The crowd spurred the Boks on with chants of ‘Ole, ole, ole’. Evidently, it lifted the Boks. They made their way downfield. They clattered into Ireland’s defence.
And then, it was left to one man to make the decisive play. De Allende ran through Ruddock, and the Ellis Park crowd already started to celebrate as if the result was in the bag.
The Boks did enough to control possession in the final minutes, and Jantjies added a further penalty. It brought an end to a dramatic game of rugby.
Both teams will go into the decisive third Test with some confidence. The Boks have won their first match under new coach Allister Coetzee. Ireland got within touching distance of a historic series win. While they didn’t get there in Johannesburg, there will be another chance for them to do so in Port Elizabeth.
Springboks – Tries: Ruan Combrinck, Warren Whiteley, Pieter-Steph du Toit, Damian de Allende. Conversions: Elton Jantjies (3). Penalties: Jantjies (2).
Ireland – Tries: Devin Toner, Jamie Heaslip. Conversions: Paddy Jackson (2).
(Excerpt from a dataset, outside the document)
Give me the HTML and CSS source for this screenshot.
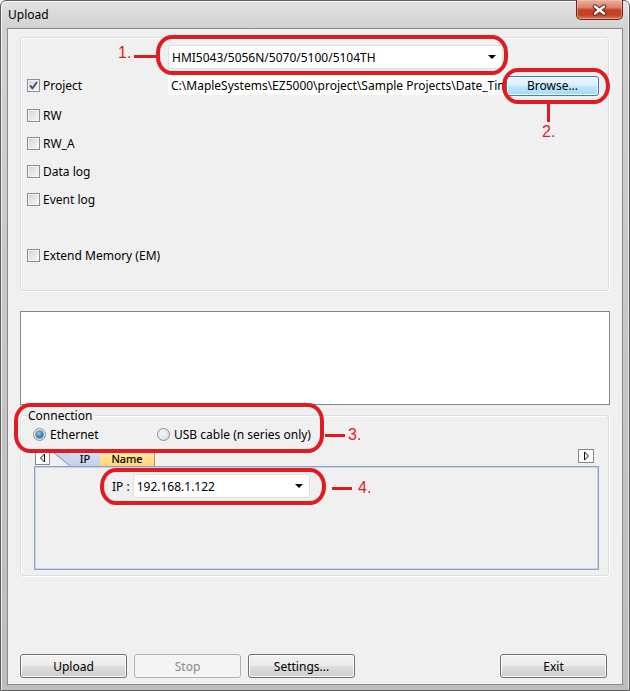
FILE: index.html
```html
<!DOCTYPE html>
<html lang="en">
<head>
<meta charset="utf-8">
<title>Upload</title>
<link rel="stylesheet" href="styles.css">
</head>
<body>
<div class="window">
  <div class="titlebar">
    <span class="title">Upload</span>
    <div class="close">
      <svg width="15" height="12" viewBox="0 0 15 12"><path d="M3 2.5 L12 9.5 M12 2.5 L3 9.5" stroke="#5a2418" stroke-width="4.4" stroke-linecap="round"/><path d="M3 2.5 L12 9.5 M12 2.5 L3 9.5" stroke="#ffffff" stroke-width="2.4" stroke-linecap="round"/></svg>
    </div>
  </div>
  <div class="client">
    <div class="group group-top">
      <div class="row-combo">
        <div class="combo combo-model"><span class="combo-text">HMI5043/5056N/5070/5100/5104TH</span><span class="drop"></span></div>
      </div>
      <div class="row-project">
        <div class="chk-item chk-first"><span class="chk"><svg width="11" height="11" viewBox="0 0 11 11"><path d="M2 5.5 L4.5 8.3 L9 2" fill="none" stroke="#3d4f8c" stroke-width="1.9"/></svg></span><span>Project</span></div>
        <div class="path">C:\MapleSystems\EZ5000\project\Sample Projects\Date_Time</div>
        <button class="btn btn-hot">Browse...</button>
      </div>
      <div class="chk-list">
        <div class="chk-item"><span class="chk"></span><span>RW</span></div>
        <div class="chk-item"><span class="chk"></span><span>RW_A</span></div>
        <div class="chk-item"><span class="chk"></span><span>Data log</span></div>
        <div class="chk-item"><span class="chk"></span><span>Event log</span></div>
        <div class="chk-spacer"></div>
        <div class="chk-item"><span class="chk"></span><span>Extend Memory (EM)</span></div>
      </div>
    </div>
    <div class="listbox"></div>
    <div class="group group-conn">
      <div class="legend">Connection</div>
      <div class="radios">
        <div class="radio-item radio-first"><span class="radio on"><span class="dot"></span></span><span>Ethernet</span></div>
        <div class="radio-item"><span class="radio"></span><span>USB cable (n series only)</span></div>
      </div>
      <div class="tabs">
        <div class="tabstrip">
          <div class="tab-arrow"><svg width="7" height="10" viewBox="0 0 7 10"><path d="M5.5 1 L1.5 5 L5.5 9 Z" fill="#fff" stroke="#000" stroke-width="1"/></svg></div>
          <div class="tab-ip"><span class="tab-slant"></span><span class="tab-body">IP</span></div>
          <div class="tab-name">Name</div>
          <div class="tab-arrow tab-arrow-right"><svg width="7" height="10" viewBox="0 0 7 10"><path d="M1.5 1 L5.5 5 L1.5 9 Z" fill="#fff" stroke="#000" stroke-width="1"/></svg></div>
        </div>
        <div class="tabpanel">
          <div class="ip-row">
            <span class="ip-label">IP :</span>
            <div class="combo combo-ip"><span class="combo-text">192.168.1.122</span><span class="drop"></span></div>
          </div>
        </div>
      </div>
    </div>
    <div class="buttons">
      <button class="btn">Upload</button>
      <button class="btn btn-disabled">Stop</button>
      <button class="btn">Settings...</button>
      <button class="btn btn-exit">Exit</button>
    </div>
  </div>
</div>

<div class="mark ring ring1"></div>
<div class="mark hline line1"></div>
<div class="mark num num1">1.</div>

<div class="mark ring ring2"></div>
<div class="mark vline line2"></div>
<div class="mark num num2">2.</div>

<div class="mark ring ring3"></div>
<div class="mark hline line3"></div>
<div class="mark num num3">3.</div>

<div class="mark ring ring4"></div>
<div class="mark hline line4"></div>
<div class="mark num num4">4.</div>
</body>
</html>
```

FILE: styles.css
```css
* { box-sizing: border-box; }
html, body { margin: 0; padding: 0; }
body {
  position: relative;
  width: 630px;
  height: 691px;
  overflow: hidden;
  font-family: "Noto Sans", "Liberation Sans", sans-serif;
  font-size: 12px;
  color: #000;
  background: #fff;
}

.window {
  width: 630px;
  height: 691px;
  display: flex;
  flex-direction: column;
  border: 1px solid #5e5e5e;
  border-radius: 6px 6px 0 0;
  background: linear-gradient(#e2e2e2 0, #d2d2d2 27px, #c8c8c8 40%, #bdbdbd 100%);
  box-shadow: inset 1px 1px 0 rgba(255,255,255,0.7), inset -1px 0 0 rgba(255,255,255,0.5);
}

.titlebar {
  height: 27px;
  display: flex;
  align-items: flex-start;
  flex-shrink: 0;
}
.title {
  margin: 6px 0 0 7px;
  line-height: 16px;
}
.close {
  margin: -1px 6px 0 auto;
  width: 47px;
  height: 20px;
  border: 1px solid #6a2618;
  border-top: none;
  border-radius: 0 0 5px 5px;
  background: linear-gradient(#eab0a2 0, #dc8068 40%, #c4401f 52%, #c24526 80%, #d87a5c 100%);
  box-shadow: inset 0 0 0 1px rgba(255,210,200,0.45);
  display: flex;
  align-items: center;
  justify-content: center;
}

.client {
  flex: 1;
  margin: 0 6px 5px 6px;
  border: 1px solid #8a8a8a;
  background: #f0f0f0;
  display: flex;
  flex-direction: column;
}

.group {
  border: 1px solid #d5dfe5;
  border-radius: 3px;
  box-shadow: inset 1px 1px 0 #fff, 1px 1px 0 #fff;
}
.group-top {
  margin: 8px 0 0 12px;
  width: 589px;
  height: 254px;
  padding: 7px 0 0 6px;
  flex-shrink: 0;
}

.row-combo { padding-left: 141px; height: 24px; }
.combo {
  display: flex;
  align-items: center;
  height: 24px;
  background: #fff;
  border: 1px solid #dedede;
  border-radius: 2px;
  padding-left: 3px;
}
.combo-model { width: 335px; }
.combo-text { flex: 1; white-space: nowrap; }
.drop {
  width: 0;
  height: 0;
  border-left: 4px solid transparent;
  border-right: 4px solid transparent;
  border-top: 4px solid #000;
  margin-right: 6px;
}

.row-project {
  display: flex;
  align-items: center;
  height: 21px;
  margin-top: 6px;
}
.chk-first { width: 141px; height: 21px; }
.path {
  width: 335px;
  height: 19px;
  background: #fff;
  padding-left: 3px;
  line-height: 19px;
  white-space: nowrap;
  overflow: hidden;
}

.chk-list { margin-top: 5px; }
.chk-item {
  display: flex;
  align-items: center;
  gap: 3px;
  height: 28px;
}
.chk-spacer { height: 28px; }
.chk {
  width: 13px;
  height: 13px;
  border: 1px solid #8e8f8f;
  background: linear-gradient(135deg, #cfd1d3 0, #e9eaeb 55%, #f8f8f8 100%);
  box-shadow: inset 0 0 0 1px #f4f4f4;
  display: inline-flex;
  align-items: center;
  justify-content: center;
  flex-shrink: 0;
}
.chk-first { display: flex; }

.listbox {
  margin: 20px 0 0 12px;
  width: 590px;
  height: 94px;
  background: #fff;
  border: 1px solid #828790;
  flex-shrink: 0;
}

.group-conn {
  margin: 10px 0 0 12px;
  width: 589px;
  height: 161px;
  flex-shrink: 0;
}
.legend {
  width: max-content;
  margin: -8px 0 0 5px;
  padding: 0 2px;
  background: #f0f0f0;
  line-height: 15px;
}

.radios {
  display: flex;
  align-items: center;
  height: 16px;
  margin: 3px 0 0 12px;
}
.radio-item { display: flex; align-items: center; gap: 4px; }
.radio-first { width: 124px; }
.radio {
  width: 13px;
  height: 13px;
  border-radius: 50%;
  border: 1px solid #8e8f8f;
  background: radial-gradient(circle at 35% 35%, #f6f6f6 0, #e4e4e4 60%, #cfcfcf 100%);
  display: inline-flex;
  align-items: center;
  justify-content: center;
  flex-shrink: 0;
}
.dot {
  width: 7px;
  height: 7px;
  border-radius: 50%;
  background: radial-gradient(circle at 40% 35%, #8fd2f6 0, #2f86c8 55%, #174c86 100%);
  box-shadow: 0 0 0 0.5px #1c3f6a;
}

.tabs {
  margin: 7px 0 0 13px;
  width: 565px;
}
.tabstrip {
  display: flex;
  align-items: flex-end;
  height: 17px;
  padding-left: 1px;
}
.tab-arrow {
  width: 15px;
  height: 14px;
  margin-bottom: 1px;
  background: #fff;
  border: 1px solid #8a8a8a;
  display: flex;
  align-items: center;
  justify-content: center;
}
.tab-arrow-right {
  width: 16px;
  margin: 0 5px 0 auto;
  align-self: flex-start;
}
.tab-ip {
  display: flex;
  height: 14px;
  margin-left: 3px;
  font-size: 11px;
}
.tab-slant {
  width: 17px;
  height: 14px;
  background: linear-gradient(to top right, transparent calc(50% - 0.8px), #7d8db0 50%, #c9d5f0 calc(50% + 0.8px));
}
.tab-body {
  width: 30px;
  background: linear-gradient(#d6e0f5, #c3d0ee);
  text-align: center;
  line-height: 14px;
  -webkit-text-stroke: 0.2px #000;
}
.tab-name {
  width: 55px;
  height: 14px;
  font-size: 11px;
  background: linear-gradient(#ffe7a6, #ffd37a);
  border-right: 1px solid #b99a5e;
  text-align: center;
  line-height: 14px;
  -webkit-text-stroke: 0.2px #000;
}
.tabpanel {
  height: 104px;
  border: 1px solid #8fa0c6;
  box-shadow: inset 0 0 0 1px #c8d3ea;
  background: #f0f0f0;
  padding: 7px 0 0 77px;
}
.ip-row {
  display: flex;
  align-items: center;
  gap: 3px;
  height: 24px;
}
.combo-ip { width: 177px; }

.buttons {
  display: flex;
  gap: 7px;
  margin: 78px 0 0 12px;
  height: 24px;
}
.btn {
  width: 107px;
  height: 24px;
  font: inherit;
  color: #000;
  padding: 0;
  border: 1px solid #707070;
  border-radius: 3px;
  background: linear-gradient(#f2f2f2 0, #ebebeb 48%, #dddddd 52%, #cfcfcf 100%);
  box-shadow: inset 0 0 0 1px #fbfbfb;
}
.btn-disabled {
  color: #8a8a8a;
  border-color: #adb2b5;
  background: #f4f4f4;
  box-shadow: none;
}
.btn-exit { margin: 0 15px 0 auto; }
.btn-hot {
  width: 93px;
  height: 20px;
  margin-left: 3px;
  border-color: #3c7fb1;
  background: linear-gradient(#eaf6fd 0, #d9f0fc 48%, #bee6fd 52%, #a7d9f5 100%);
  box-shadow: inset 0 0 0 1px #f0f9fe;
}

/* red annotations drawn over the screenshot */
.mark { position: absolute; }
.ring {
  border: 4px solid #e11b22;
  border-radius: 16px / 18px;
}
.ring1 { left: 156px; top: 35px; width: 352px; height: 40px; }
.ring2 { left: 502px; top: 68px; width: 108px; height: 36px; }
.ring3 { left: 14px; top: 403px; width: 310px; height: 50px; }
.ring4 { left: 100px; top: 468px; width: 226px; height: 37px; }
.hline { height: 3px; background: #e11b22; }
.vline { width: 3px; background: #e11b22; }
.line1 { left: 134px; top: 55px; width: 22px; }
.line2 { left: 547px; top: 104px; height: 18px; }
.line3 { left: 325px; top: 434px; width: 20px; }
.line4 { left: 332px; top: 487px; width: 20px; }
.num {
  font-family: "Liberation Sans", Arial, sans-serif;
  font-size: 16px;
  line-height: 16px;
  color: #e11b22;
}
.num1 { left: 118px; top: 45px; }
.num2 { left: 542px; top: 124px; }
.num3 { left: 348px; top: 427px; }
.num4 { left: 358px; top: 480px; }
```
Penalties: Paddy Jackson (4).
Springboks – 15 Willie le Roux, 14 JP Pietersen, 13 Lionel Mapoe, 12 Damian de Allende, 11 Lwazi Mvovo, 10 Elton Jantjies, 9 Faf de Klerk, 8 Duane Vermeulen, 7 Siya Kolisi, 6 Francois Louw, 5 Pieter-Steph du Toit, 4 Eben Etzebeth, 3 Frans Malherbe, 2 Adriaan Strauss (c), 1 Beast Mtawarira.
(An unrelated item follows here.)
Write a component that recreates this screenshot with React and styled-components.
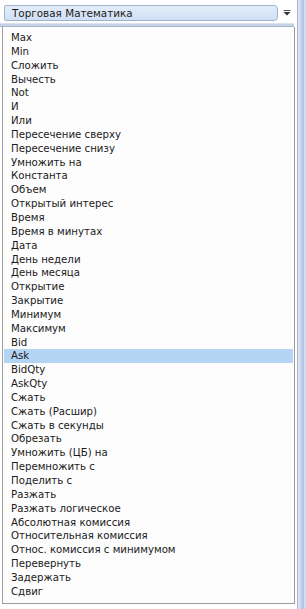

Subs: 16 Bongi Mbonambi, 17 Trevor Nyakane,18 Julian Redelinghuys, 19 Franco Mostert, 20 Warren Whiteley, 21 Rudy Paige, 22 Morné Steyn, 23 Ruan Combrinck.
Ireland – 15 Jared Payne, 14 Andrew Trimble, 13 Robbie Henshaw,12 Stuart Olding, 11 Craig Gilroy, 10 Paddy Jackson, 9 Conor Murray, 8 Jamie Heaslip, 7 Rhys Ruddock, 6 Iain Henderson, 5 Devin Toner, 4 Quinn Roux, 3 Tadgh Furlong, 2 Rory Best (c), 1 Jack McGrath.
Subs: 16 Richardt Strauss, 17 David Kilcoyne, 18 Finlay Bealham, 19 Donnacha Ryan, 20 Sean Reidy, 21 Kieran Marmion, 22 Ian Madigan, 23 Tieran O’Halloran.